The fame, fortune, and glamour of Hollywood’s promise?

The unforgiving landscape of the hottest place on Earth?
The tallest trees in the world?
The oldest living organisms on the planet?
The endless outdoor adventures?
The innovation and creativity that’s transforming the world?
Mama Shasta, one of the most mystical places on the planet?
The massive presence of El Capitan?
The wildlife surrounding you everywhere you go?
Oh I know it’s the fact that you can simultaneously feel literally in the middle of nowhere while at the same time you feel in the center of everything?

Or is it simply the name California and what it represents the magic and mystic of going west to look for opportunity and adventure?

And even with all this unimaginable beauty there is something that haunts me: every person who sees California today — every tourist at Yosemite, every driver on Highway 1, every hiker in the redwoods — is looking at the remnants. The leftovers. What we call spectacular today? It’s the ghost of what was. This magic that still draws millions — I’ve been told it’s nothing compared to what existed 200 years ago.

Here’s how the first settlers described what they witnessed. From John Muir in 1912:
“Looking eastward from the summit of Pacheco Pass one shining morning, a landscape was displayed that after all my wanderings still appears as the most beautiful I have ever beheld. At my feet lay the Great Central Valley of California, level and flowery, like a lake of pure sunshine, forty or fifty miles wide, five hundred miles long, one rich furred garden of yellow Compositae. And from the eastern boundary of this vast golden flower-bed rose the mighty Sierra, miles in height, and so gloriously colored and so radiant, it seemed not clothed with light but wholly composed of it, like the wall of some celestial city…. Then it seemed to me that the Sierra should be called, not the Nevada or Snowy Range, but the Range of Light.”
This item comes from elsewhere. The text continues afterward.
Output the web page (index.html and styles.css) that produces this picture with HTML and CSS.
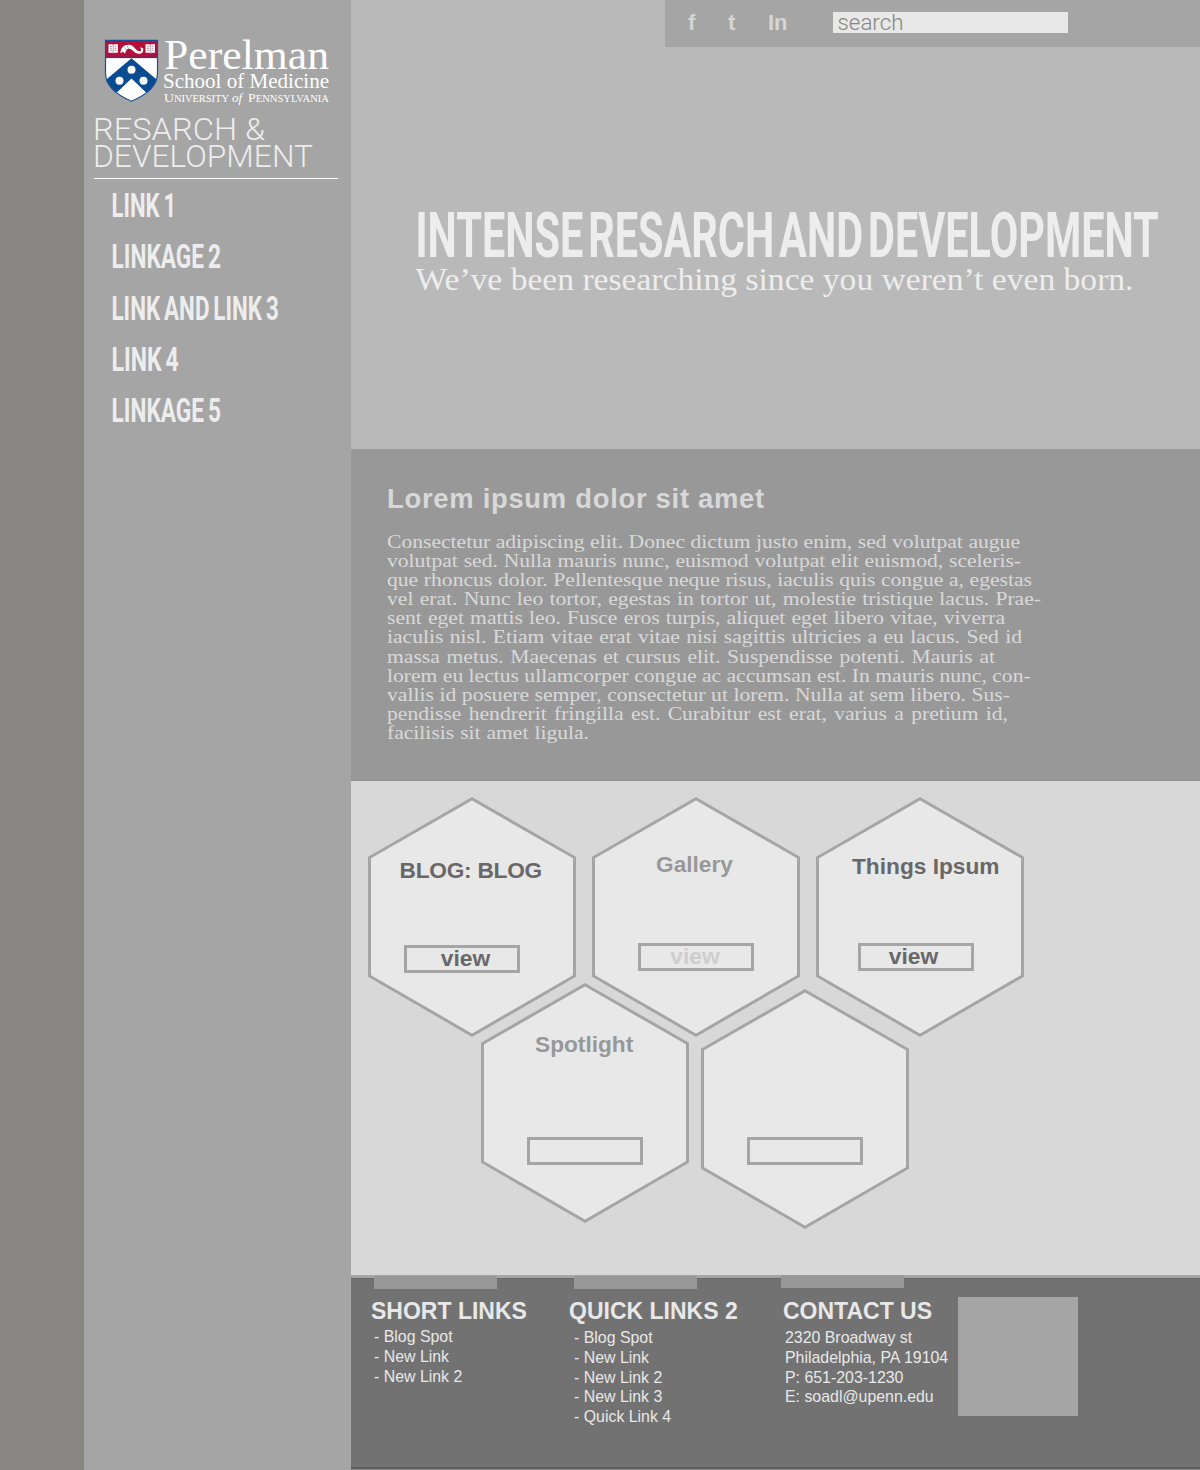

“One is constantly reminded of the infinite lavishness and fertility of Nature — inexhaustible abundance amid what seems enormous waste. And yet when we look into any of her operations that lie within reach of our minds, we learn that no particle of her material is wasted or worn out. It is eternally flowing from use to use, beauty to yet higher beauty…”

CA

Speaking of this unimaginable beauty of California’s Great Central Valley that Muir described — if you were to drive through it today, you might wonder what the hell he was talking about. The land seems and feels, at best, tired. At worst, highly abused.

The Central Valley is vast — 450 miles long, larger than entire countries. Where I was born in Bulgaria, you can cross the whole country from Romania to Greece in half that distance. The sheer scale of this valley is hard to grasp, and the fertility it once held even harder to imagine. Early settlers called it the Golden Empire because of its rich, fertile soil. It became known as our country’s breadbasket, “The Food Basket of the World.”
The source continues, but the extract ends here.